Une cinquième option selon un analyste politique syrien
Le politologue syrien Anwar Khalil estime que la question des combattants étrangers en Syrie est trop complexe pour être résolue par une simple intégration, en raison de leur héritage djihadiste et du rejet par Washington et Tel-Aviv de solutions à moitié mesurées.
Khalil identifie les principales nationalités concernées : les Ouïghours chinois, au nombre de plusieurs milliers, affiliés principalement à Hayat Tahrir al-Sham ; les Tchétchènes, réputés pour leur expérience militaire ; les Arabes originaires du Golfe, de Jordanie, d’Égypte et d’Afrique du Nord ; ainsi que des Européens venant de France, du Royaume-Uni et d’Allemagne, bien que leur nombre soit moindre, une partie étant déjà retournée dans leur pays. On compte aussi des combattants originaires d’Ouzbékistan, du Tadjikistan, de Turquie, d’Albanie et d’autres États.
Le récent gel par Damas de la délivrance de grades militaires, après avoir promu six officiers dont un Ouïghour, un Turc et un Jordanien, illustre que tout reste ouvert au débat avant toute escalade éventuelle. Ce geste, selon Khalil, visait à rendre la décision irréversible. Par ailleurs, la demande américaine d’autoriser les frappes occidentales contre des extrémistes en Syrie est considérée comme une formalité, sans réelle influence, puisque des attaques aériennes ont déjà eu lieu sans consultation préalable.
Khalil insiste sur le fait que le gouvernement al-Sharq sait que son passage obligé pour obtenir l’aval américain est Israël, ce qui explique l’ouverture initiale à rejoindre les accords d’Abraham. Par ce biais, la question des djihadistes étrangers pourrait finalement se régler selon les desiderata israéliens.
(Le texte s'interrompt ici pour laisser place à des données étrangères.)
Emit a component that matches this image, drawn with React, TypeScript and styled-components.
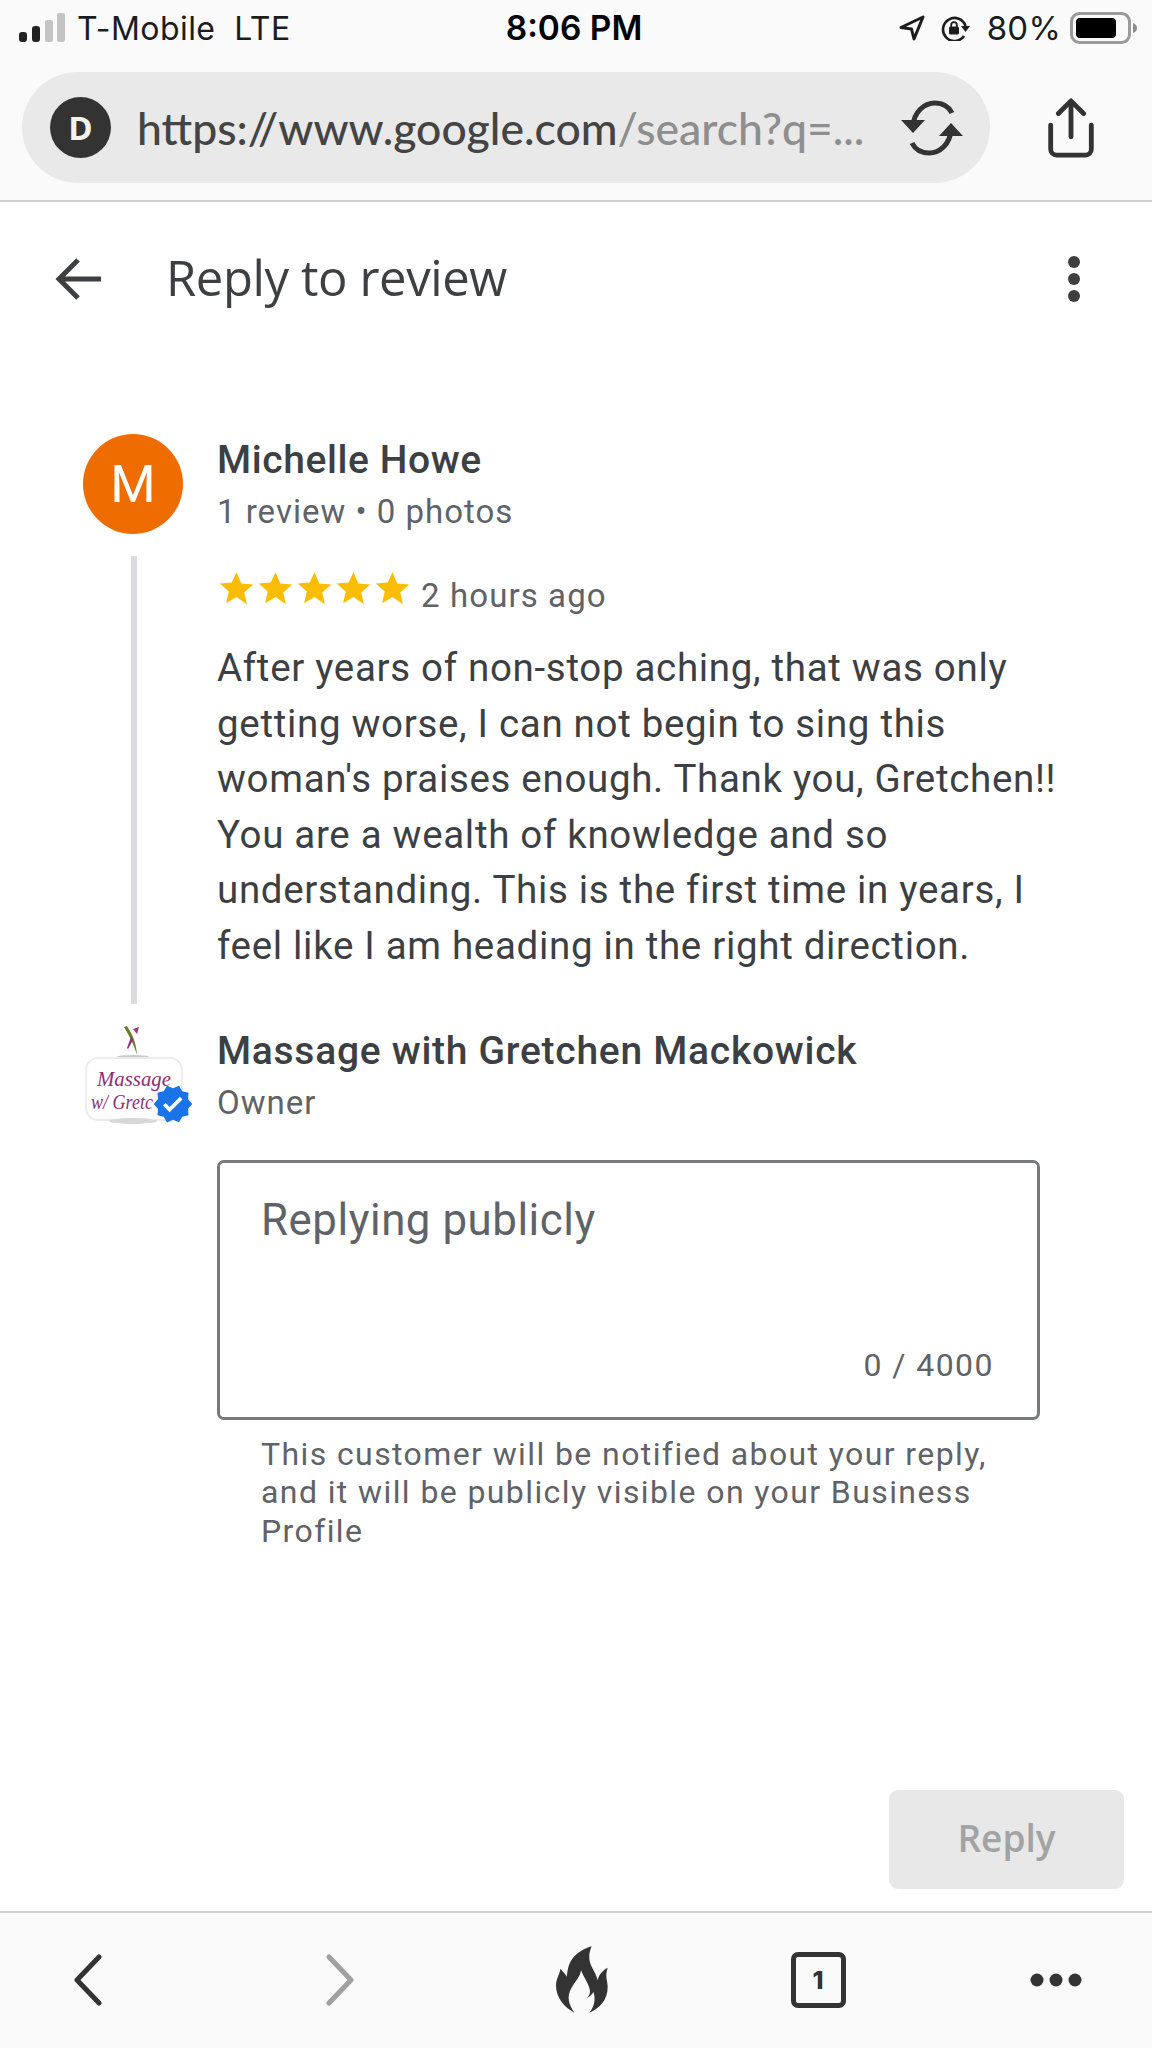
import React from "react";
import styled, { createGlobalStyle } from "styled-components";

const GlobalStyle = createGlobalStyle`
  html, body { margin: 0; padding: 0; background: #fff; }
  * { box-sizing: border-box; }
`;

const Page = styled.div`
  width: 1152px;
  height: 2048px;
  display: flex;
  flex-direction: column;
  overflow: hidden;
  background: #fff;
  font-family: Roboto, "Liberation Sans", sans-serif;
`;

const Chrome = styled.header`
  height: 202px;
  flex: none;
  background: #fafafa;
  border-bottom: 2px solid #cfcfcf;
  display: flex;
  flex-direction: column;
`;

const StatusBar = styled.div`
  height: 72px;
  display: grid;
  grid-template-columns: 1fr auto 1fr;
  align-items: center;
  padding: 0 15px 16px 19px;
  font-family: Inter, sans-serif;
  font-size: 32px;
  color: #1c1c1c;
`;

const StatusGroup = styled.div<{ $end?: boolean }>`
  display: flex;
  align-items: center;
  justify-content: ${(p) => (p.$end ? "flex-end" : "flex-start")};
  gap: ${(p) => (p.$end ? "16px" : "12px")};
`;

const Carrier = styled.span`
  letter-spacing: 0.45px;
  white-space: pre;
`;

const Percent = styled.span`
  font-size: 33px;
  letter-spacing: 0.2px;
`;

const BatteryIcon = styled.svg`
  margin-left: -7px;
`;

const Clock = styled.span`
  font-family: Inter, sans-serif;
  font-weight: 600;
  font-size: 33.5px;
  margin-left: -8px;
  color: #000;
`;

const UrlRow = styled.div`
  display: flex;
  align-items: center;
  padding-left: 22px;
`;

const UrlPill = styled.div`
  width: 968px;
  height: 111px;
  border-radius: 56px;
  background: #e9e9e9;
  display: flex;
  align-items: center;
  padding: 0 26px 0 28px;
`;

const SiteBadge = styled.div`
  width: 61px;
  height: 61px;
  flex: none;
  border-radius: 50%;
  background: #333;
  color: #f2f2f2;
  font-family: "Open Sans", sans-serif;
  font-weight: 700;
  font-size: 33px;
  display: flex;
  align-items: center;
  justify-content: center;
`;

const UrlText = styled.div`
  flex: 1;
  margin-left: 26px;
  font-family: Lato, sans-serif;
  font-size: 44.5px;
  font-weight: 500;
  color: #444;
  white-space: nowrap;
`;

const UrlMuted = styled.span`
  color: #8e8e8e;
`;

const ShareButton = styled.div`
  margin-left: 57px;
  width: 48px;
  display: flex;
`;

const TopBar = styled.div`
  height: 154px;
  flex: none;
  display: flex;
  align-items: center;
  padding: 0 72px 0 55px;
`;

const Title = styled.h1`
  flex: 1;
  margin: 0 0 5px 65px;
  font-family: "Open Sans", sans-serif;
  font-weight: 400;
  font-size: 49px;
  letter-spacing: -0.4px;
  color: #3c4043;
`;

const Content = styled.main`
  flex: 1;
  display: flex;
  flex-direction: column;
  padding: 78px 28px 22px 83px;
`;

const Row = styled.section`
  display: grid;
  grid-template-columns: 100px 1fr;
  column-gap: 34px;
`;

const OwnerRow = styled(Row)`
  margin-top: 21px;
`;

const Avatar = styled.div`
  width: 100px;
  height: 100px;
  border-radius: 50%;
  background: #ef6c00;
  color: #fff;
  font-size: 52px;
  display: flex;
  align-items: center;
  justify-content: center;
`;

const Rail = styled.div`
  display: flex;
  flex-direction: column;
  align-items: center;
`;

const RailLine = styled.div`
  flex: 1;
  width: 6px;
  margin: 22px 0 0 2px;
  background: #dadce0;
`;

const Name = styled.div`
  font-size: 39px;
  font-weight: 500;
  line-height: 52px;
  letter-spacing: 0.6px;
  color: #3c4043;
`;

const Meta = styled.div`
  font-size: 33px;
  line-height: 51px;
  letter-spacing: 1px;
  color: #5f6368;
`;

const RatingRow = styled.div`
  display: flex;
  align-items: center;
  margin-top: 35px;
`;

const Stars = styled.div`
  display: flex;
  gap: 6px;
  padding-left: 3px;
  margin-top: -16px;
`;

const TimeAgo = styled.span`
  margin-left: 12px;
  font-size: 33px;
  line-height: 48px;
  letter-spacing: 1.1px;
  color: #5f6368;
`;

const ReviewText = styled.p`
  margin: 20px 0 30px;
  font-size: 38.5px;
  line-height: 55.6px;
  letter-spacing: 0.68px;
  color: #3c4043;
  white-space: pre-line;
`;

const LogoWrap = styled.div`
  position: relative;
  width: 112px;
  height: 100px;
`;

const Verified = styled.div`
  position: absolute;
  right: 1px;
  bottom: 0;
  width: 42px;
  height: 42px;
`;

const OwnerName = styled(Name)`
  letter-spacing: 0.72px;
`;

const ReplyBox = styled.div`
  position: relative;
  width: 823px;
  height: 260px;
  margin-top: 32px;
  border: 3px solid #777a7d;
  border-radius: 7px;
  padding: 29px 41px;
`;

const Placeholder = styled.div`
  font-size: 43.8px;
  line-height: 56px;
  letter-spacing: 0.55px;
  color: #5f6368;
`;

const Counter = styled.div`
  position: absolute;
  right: 43px;
  bottom: 33px;
  font-size: 32px;
  letter-spacing: 1.45px;
  color: #5f6368;
`;

const Helper = styled.p`
  margin: 15px 0 0 44px;
  font-size: 32px;
  line-height: 38.5px;
  letter-spacing: 1.4px;
  color: #5f6368;
  white-space: pre-line;
`;

const Actions = styled.div`
  margin-top: auto;
  display: flex;
  justify-content: flex-end;
`;

const ReplyButton = styled.button`
  width: 235px;
  height: 99px;
  border: 0;
  border-radius: 9px;
  padding: 0 0 5px;
  background: #e8e8e8;
  color: #a3a3a3;
  font-family: "Open Sans", sans-serif;
  font-weight: 600;
  font-size: 37px;
`;

const BottomBar = styled.nav`
  height: 137px;
  flex: none;
  background: #fafafa;
  border-top: 2px solid #cfcfcf;
  display: grid;
  grid-template-columns: 175px 330px 153px 320px 156px;
  align-items: center;
  justify-items: center;
  padding-bottom: 2px;
`;

const TabsCount = styled.div`
  width: 55px;
  height: 56px;
  border: 5px solid #333;
  border-radius: 7px;
  color: #333;
  font-family: Inter, sans-serif;
  font-weight: 800;
  font-size: 25px;
  display: flex;
  align-items: center;
  justify-content: center;
`;

const LogoScript = styled.text`
  font-family: "Liberation Serif", serif;
  font-style: italic;
  fill: #8f2d78;
`;

const Star = () => (
  <svg width="33" height="33" viewBox="2 2 20 20">
    <path fill="#fbbc04" d="M12 2.2l2.9 6.7 7.3.7-5.5 4.8 1.6 7.1L12 17.1l-6.3 3.8 1.6-7.1-5.5-4.8 7.3-.7z" />
  </svg>
);

export default function App() {
  return (
    <Page>
      <GlobalStyle />
      <Chrome>
        <StatusBar>
          <StatusGroup>
            <svg width="46" height="30" viewBox="0 0 46 30">
              <rect x="0" y="19" width="8" height="10" rx="3" fill="#222" />
              <rect x="13" y="13" width="8" height="16" rx="3" fill="#222" />
              <rect x="26" y="7" width="8" height="22" rx="2" fill="#c4c4c4" />
              <rect x="38" y="0" width="8" height="29" rx="2" fill="#c4c4c4" />
            </svg>
            <Carrier>T-Mobile  LTE</Carrier>
          </StatusGroup>
          <Clock>8:06 PM</Clock>
          <StatusGroup $end>
            <svg width="26" height="26" viewBox="0 0 26 26">
              <path d="M24 2L2 12.5l10.5 1.5 2.5 10z" fill="none" stroke="#1c1c1c" strokeWidth="3" strokeLinejoin="round" />
            </svg>
            <svg width="30" height="26" viewBox="0 0 30 26">
              <path d="M23 21a11.5 11.5 0 1 1 1.5-10" fill="none" stroke="#1c1c1c" strokeWidth="2.6" />
              <path d="M20 11h9l-4.500 6z" fill="#1c1c1c" />
              <rect x="8" y="11.500" width="10" height="8" rx="1.500" fill="#1c1c1c" />
              <path d="M10.200 12v-2a2.800 2.800 0 0 1 5.600 0v2" fill="none" stroke="#1c1c1c" strokeWidth="1.800" />
            </svg>
            <Percent>80%</Percent>
            <BatteryIcon width="67" height="32" viewBox="0 0 67 32">
              <rect x="1.500" y="1.500" width="58" height="29" rx="8" fill="none" stroke="#9a9a9a" strokeWidth="3" />
              <rect x="6" y="6" width="40" height="20" rx="4" fill="#000" />
              <path d="M63 11c3 1 4 3 4 5s-1 4-4 5z" fill="#8c8c8c" />
            </BatteryIcon>
          </StatusGroup>
        </StatusBar>
        <UrlRow>
          <UrlPill>
            <SiteBadge>D</SiteBadge>
            <UrlText>
              https://www.google.com<UrlMuted>/search?q=...</UrlMuted>
            </UrlText>
            <svg width="64" height="58" viewBox="0 0 64 58" fill="none" stroke="#333" strokeWidth="5">
              <path d="M13 27C14 13 24 4 35 4c8 0 14 4 17 10" />
              <path d="M51 31c-1 14-11 23-22 23-8 0-14-4-17-10" />
              <path d="M1 21l12 13 12-13z" fill="#333" stroke="none" />
              <path d="M39 37l12-13 12 13z" fill="#333" stroke="none" />
            </svg>
          </UrlPill>
          <ShareButton>
            <svg width="48" height="60" viewBox="0 0 48 62" fill="none" stroke="#333" strokeWidth="5" strokeLinecap="round" strokeLinejoin="round">
              <path d="M24 40V4M11 16L24 3l13 13" />
              <path d="M3 28v25a6 6 0 0 0 6 6h30a6 6 0 0 0 6-6V28" />
            </svg>
          </ShareButton>
        </UrlRow>
      </Chrome>

      <TopBar>
        <svg width="46" height="42" viewBox="0 0 46 42" fill="none" stroke="#3c4043" strokeWidth="5">
          <path d="M46 21H5M23 2L4 21l19 19" />
        </svg>
        <Title>Reply to review</Title>
        <svg width="12" height="46" viewBox="0 0 12 46" fill="#3c4043">
          <circle cx="6" cy="6" r="6" />
          <circle cx="6" cy="23" r="6" />
          <circle cx="6" cy="40" r="6" />
        </svg>
      </TopBar>

      <Content>
        <Row>
          <Rail>
            <Avatar>M</Avatar>
            <RailLine />
          </Rail>
          <div>
            <Name>Michelle Howe</Name>
            <Meta>1 review • 0 photos</Meta>
            <RatingRow>
              <Stars>
                <Star />
                <Star />
                <Star />
                <Star />
                <Star />
              </Stars>
              <TimeAgo>2 hours ago</TimeAgo>
            </RatingRow>
            <ReviewText>
              {"After years of non-stop aching, that was only\ngetting worse, I can not begin to sing this\nwoman's praises enough. Thank you, Gretchen!!\nYou are a wealth of knowledge and so\nunderstanding. This is the first time in years, I\nfeel like I am heading in the right direction."}
            </ReviewText>
          </div>
        </Row>
        <OwnerRow>
          <LogoWrap>
            <svg width="100" height="100" viewBox="0 0 100 100">
              <ellipse cx="50" cy="32" rx="16" ry="2" fill="#c9c9c9" />
              <rect x="3" y="33" width="96" height="62" rx="12" fill="#fff" stroke="#ececec" strokeWidth="2" />
              <ellipse cx="50" cy="96" rx="24" ry="3" fill="#d8d8d8" />
              <path d="M44 1c5 8 9 15 10 29-3-10-7-18-13-28z" fill="#6d7a2c" />
              <path d="M56 2l-2 7-4-5z" fill="#a23a7d" />
              <path d="M48 12l-4 11 1 1 5-9z" fill="#8f2d78" />
              <LogoScript x="14" y="61" fontSize="22" textLength="74" lengthAdjust="spacingAndGlyphs">
                Massage
              </LogoScript>
              <LogoScript x="8" y="84" fontSize="22" textLength="62" lengthAdjust="spacingAndGlyphs">
                w/ Gretc
              </LogoScript>
            </svg>
            <Verified>
              <svg width="42" height="42" viewBox="0 0 24 24">
                <path
                  fill="#1a73e8"
                  d="M23 12l-2.440-2.790.340-3.690-3.610-.820-1.890-3.200L12 2.960 8.600 1.500 6.710 4.690 3.100 5.500l.340 3.700L1 12l2.440 2.790-.340 3.700 3.610.820L8.600 22.500l3.400-1.470 3.400 1.460 1.890-3.190 3.610-.820-.340-3.690L23 12z"
                />
                <path fill="#fff" d="M10.090 16.720l-3.800-3.810 1.480-1.480 2.320 2.330 5.850-5.870 1.480 1.480-7.330 7.350z" />
              </svg>
            </Verified>
          </LogoWrap>
          <div>
            <OwnerName>Massage with Gretchen Mackowick</OwnerName>
            <Meta>Owner</Meta>
            <ReplyBox>
              <Placeholder>Replying publicly</Placeholder>
              <Counter>0 / 4000</Counter>
            </ReplyBox>
            <Helper>
              {"This customer will be notified about your reply,\nand it will be publicly visible on your Business\nProfile"}
            </Helper>
          </div>
        </OwnerRow>
        <Actions>
          <ReplyButton>Reply</ReplyButton>
        </Actions>
      </Content>

      <BottomBar>
        <svg width="30" height="52" viewBox="0 0 30 52" fill="none" stroke="#333" strokeWidth="5" strokeLinecap="round" strokeLinejoin="round">
          <path d="M26 3L4 26l22 23" />
        </svg>
        <svg width="30" height="52" viewBox="0 0 30 52" fill="none" stroke="#a0a0a0" strokeWidth="5" strokeLinecap="round" strokeLinejoin="round">
          <path d="M4 3l22 23L4 49" />
        </svg>
        <svg width="52" height="68" viewBox="50 32 156 204" fill="#333">
          <path d="M157 33C125 42 98 62 88 92c-4 12-4 23-6 32-4-9-12-16-19-24-1 15-13 30-13 50 0 40 28 68 55 82-17-27-23-47-10-72 13-22 27-35 30-55 10 25 27 45 27 65 0 6-4 13-9 18 7-3 15-10 19-18 8 20 3 45-12 62 30-12 55-37 55-77 0-20-9-30 0-58-15 8-27 21-30 38-5-25-23-40-25-65-1-15 2-25 7-37z" />
        </svg>
        <TabsCount>1</TabsCount>
        <svg width="52" height="14" viewBox="0 0 52 14" fill="#333">
          <circle cx="7" cy="7" r="6.500" />
          <circle cx="26" cy="7" r="6.500" />
          <circle cx="45" cy="7" r="6.500" />
        </svg>
      </BottomBar>
    </Page>
  );
}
Enfin, Khalil évoque la forte probabilité d’un scénario d’élimination ciblée des combattants étrangers, qui pourrait se dérouler indépendamment des négociations ouvertes par Damas avec Washington. Il suggère que la Syrie pourrait secrètement encourager ces frappes occidentales comme moyen d’éliminer ces groupes gênants, une opération qui pourrait être confiée aux forces occidentales ou à Israël, qui a déjà mené plusieurs attaques similaires depuis la chute du régime de Bachar al-Assad.